A movement committed to changing this reality has begun through the implementation of a program that combines teaching and health care services, namely the National Program for Resteering Health Professional Education ("Pró-Saúde"). The report of the 2nd National "Pró-Saúde" Seminar, in May 2008, pointed out significant shortcomings of professional education to date, particularly, that it is fragmentary, individualized, and of sole focus, thus preventing a more holistic insight into health care practice. Greater shared action can already be seen between public health network management and college faculty and undergraduate students.

Undergraduate student contact with primary health care in the public health network has led to greater awareness among both students and professors concerning its strategic importance, and has also created a greater willingness to intervene in the improvement of our health care model. Primary health care has been recognized as a privileged locus for change: It is a system where patients are kept on file, care is longitudinal, a stronger professional-patient bond is established, a systemic approach to families is taken, and a multidisciplinary health care team can operate together. This practice has attracted a greater number of students to primary care internships.

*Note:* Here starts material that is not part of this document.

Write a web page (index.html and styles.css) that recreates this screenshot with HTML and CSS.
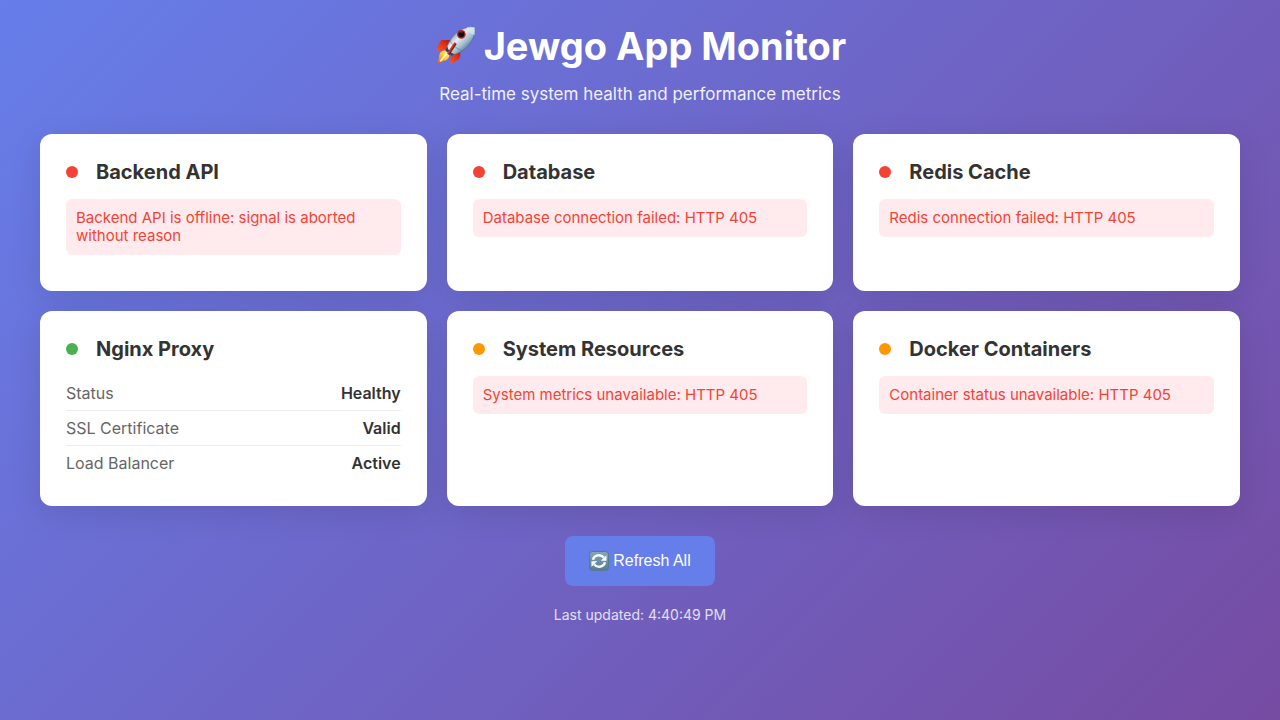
FILE: index.html
```html
<!DOCTYPE html>
<html lang="en">
<head>
<meta charset="utf-8">
<meta name="viewport" content="width=device-width, initial-scale=1">
<title>Jewgo App Monitor</title>
<link rel="stylesheet" href="styles.css">
</head>
<body>
<div class="container">
  <header class="header">
    <h1 class="header-title">
      <svg class="rocket" viewBox="27 33 126 120" aria-hidden="true">
        <defs>
          <linearGradient id="hull" x1="0" y1="0" x2="1" y2="1">
            <stop offset="0.2" stop-color="#6f8798"/>
            <stop offset="0.42" stop-color="#e4edf2"/>
            <stop offset="0.6" stop-color="#a3bfd1"/>
            <stop offset="0.8" stop-color="#3f6c8e"/>
          </linearGradient>
          <linearGradient id="fin" x1="0" y1="1" x2="1" y2="0">
            <stop offset="0" stop-color="#ff5a1c"/>
            <stop offset="0.6" stop-color="#e42a15"/>
            <stop offset="1" stop-color="#8c1616"/>
          </linearGradient>
          <linearGradient id="flame" x1="1" y1="0" x2="0" y2="1">
            <stop offset="0" stop-color="#fff59a"/>
            <stop offset="0.5" stop-color="#fdc927"/>
            <stop offset="1" stop-color="#f0501a"/>
          </linearGradient>
        </defs>
        <path d="M80 76 50 75Q47 76 33 106L56 108 72 94Z" fill="url(#fin)"/>
        <path d="M80 104Q77 120 76 148L102 132Q106 127 106 109L103 99Z" fill="url(#fin)"/>
        <path d="M61 106Q45 108 43 120L38 146 54 138Q70 135 73 122Z" fill="url(#flame)"/>
        <path d="M46 139 68 112" stroke="#fffbd0" stroke-width="5" fill="none"/>
        <path d="M149 37Q120 34 98 50Q78 66 67 92L62 105 80 120Q108 116 129 93Q151 69 149 37Z" fill="url(#hull)" stroke="#4c6376" stroke-width="1.5"/>
        <path d="M125 37Q130 55 149 61Q151 48 149 37Q137 34 125 37Z" fill="#d9e9f3" opacity=".65"/>
        <path d="M75 77Q83 96 111 107" stroke="#45637a" stroke-width="2" fill="none" opacity=".65"/>
        <path d="M67 94Q69 109 88 118L80 122 61 106Z" fill="#324653"/>
        <circle cx="109" cy="58" r="13" fill="#b2291f"/>
        <circle cx="109" cy="58" r="9" fill="#190c12"/>
        <path d="M103 52Q108 48 113 52" stroke="#776873" stroke-width="2" fill="none"/>
        <path d="M92 85 70 118" stroke="#74251e" stroke-width="8"/>
        <path d="M90 83 69 115" stroke="#e3352a" stroke-width="4"/>
      </svg>
      <span>Jewgo App Monitor</span>
    </h1>
    <p class="subtitle">Real-time system health and performance metrics</p>
  </header>
  <main>
    <div class="grid">
      <section class="card">
        <h2 class="card-title"><span class="dot offline"></span>Backend API</h2>
        <p class="error">Backend API is offline: signal is aborted without reason</p>
      </section>
      <section class="card">
        <h2 class="card-title"><span class="dot offline"></span>Database</h2>
        <p class="error">Database connection failed: HTTP 405</p>
      </section>
      <section class="card">
        <h2 class="card-title"><span class="dot offline"></span>Redis Cache</h2>
        <p class="error">Redis connection failed: HTTP 405</p>
      </section>
      <section class="card">
        <h2 class="card-title"><span class="dot online"></span>Nginx Proxy</h2>
        <dl class="metrics">
          <div class="metric"><dt>Status</dt><dd>Healthy</dd></div>
          <div class="metric"><dt>SSL Certificate</dt><dd>Valid</dd></div>
          <div class="metric"><dt>Load Balancer</dt><dd>Active</dd></div>
        </dl>
      </section>
      <section class="card">
        <h2 class="card-title"><span class="dot warning"></span>System Resources</h2>
        <p class="error">System metrics unavailable: HTTP 405</p>
      </section>
      <section class="card">
        <h2 class="card-title"><span class="dot warning"></span>Docker Containers</h2>
        <p class="error">Container status unavailable: HTTP 405</p>
      </section>
    </div>
    <div class="actions">
      <button class="refresh" type="button">
        <svg class="refresh-icon" viewBox="0 0 20 20" aria-hidden="true">
          <defs>
            <linearGradient id="tile" x1="0" y1="0" x2="0" y2="1">
              <stop offset="0" stop-color="#87a6b8"/>
              <stop offset="1" stop-color="#537c96"/>
            </linearGradient>
          </defs>
          <rect x="0.5" y="0.5" width="19" height="19" rx="3" fill="url(#tile)" stroke="#587990"/>
          <path d="M4 8.7C5 3.8 11.5 2.8 14.8 6.5M16 11.3C15 16.2 8.5 17.2 5.2 13.5" fill="none" stroke="#fff" stroke-width="2.4"/>
          <path d="M17.5 4.2V9.8H11.8ZM2.5 15.8V10.2H8.2Z" fill="#fff"/>
        </svg>
        Refresh All
      </button>
      <p class="updated">Last updated: 4:40:49 PM</p>
    </div>
  </main>
</div>
</body>
</html>
```
FILE: styles.css
```css
* {
  box-sizing: border-box;
  margin: 0;
  padding: 0;
}

body {
  min-height: 100vh;
  padding: 20px;
  background: linear-gradient(135deg, #667eea 0%, #764ba2 100%);
  color: #333;
  font-family: Inter, "Liberation Sans", sans-serif;
  font-size: 16px;
  line-height: 18px;
}

.container {
  max-width: 1200px;
  margin: 0 auto;
}

.header {
  margin-bottom: 30px;
  color: #fff;
  text-align: center;
}

.header-title {
  display: flex;
  align-items: center;
  justify-content: center;
  gap: 8px;
  margin-bottom: 12px;
  font-size: 38px;
  font-weight: 700;
  line-height: 52px;
}

.rocket {
  width: 42px;
  height: 40px;
}

.subtitle {
  font-size: 17px;
  line-height: 20px;
  opacity: 0.9;
}

.grid {
  display: grid;
  grid-template-columns: repeat(auto-fit, minmax(300px, 1fr));
  gap: 20px;
  margin-bottom: 30px;
}

.card {
  padding: 26px;
  border-radius: 12px;
  background: #fff;
  box-shadow: 0 8px 32px rgba(0, 0, 0, 0.1);
}

.card-title {
  display: flex;
  align-items: center;
  gap: 18px;
  margin-bottom: 15px;
  font-size: 20px;
  font-weight: 700;
  line-height: 24px;
}

.dot {
  width: 12px;
  height: 12px;
  border-radius: 50%;
}

.offline {
  background: #f44336;
}

.online {
  background: #4caf50;
}

.warning {
  background: #ff9800;
}

.error {
  margin-bottom: 10px;
  padding: 10px;
  border-radius: 6px;
  background: #ffebee;
  color: #f44336;
  font-size: 15px;
}

.metric {
  display: flex;
  justify-content: space-between;
  padding: 8px 0;
  border-bottom: 1px solid #eee;
}

.metric:last-child {
  border-bottom: none;
}

.metric dt {
  color: #666;
}

.metric dd {
  font-weight: 600;
}

.actions {
  display: flex;
  flex-direction: column;
  align-items: center;
  gap: 20px;
}

.refresh {
  display: flex;
  align-items: center;
  gap: 4px;
  padding: 15px 24px;
  border: none;
  border-radius: 8px;
  background: #667eea;
  color: #fff;
  font-family: "Liberation Sans", Arial, sans-serif;
  font-size: 16px;
  line-height: 18px;
  cursor: pointer;
}

.refresh-icon {
  width: 20px;
  height: 20px;
}

.updated {
  color: #fff;
  font-size: 14px;
  opacity: 0.8;
}
```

In 2006 and 2007, the Ministry of Health allocated about 40 million reals to 90 projects selected by public bid and developed in undergraduate courses. Of these, 38 were in the field of Medicine, 27 in the field of Nursing and 25 in the field of Dentistry. In 2008, the announcement of a new bid extended the "Pró-Saúde" program to another 268 undergraduate courses of 68 universities in the 14 professions encompassing the health care field.

For the upcoming second semester of 2008, the first bid for the Education Through Health Care Work Program (the "PET-Saúde") has already been called. The goals of the program include encouraging research development and creating Centers of Clinical Excellence Applied to Primary Health Care. Scholarships will be offered to students in selected projects, in the following categories: Tutorship (for college professors); Preceptorship (for health service professionals who offer counseling for teaching and learning activities for undergraduates); and Monitorship (for undergraduate students).

The Ministry of Health, together with the Ministry of Education, expects the "PET-Saúde" Program to consolidate, extend and further the changes put into motion by the "Pró-Saúde" Program. Its goals include enhancing the skills of faculty members and service professionals, promoting the inclusion of needed health services as a source of knowledge and research production in universities, and encouraging health care professionals to enter a teaching career.

We take this opportunity to invite the research and academic community – which have very competently elevated Brazilian Dentistry to the key position it holds today – to accept the challenge of investing their research excellence in the effort of improving the health care provided by SUS.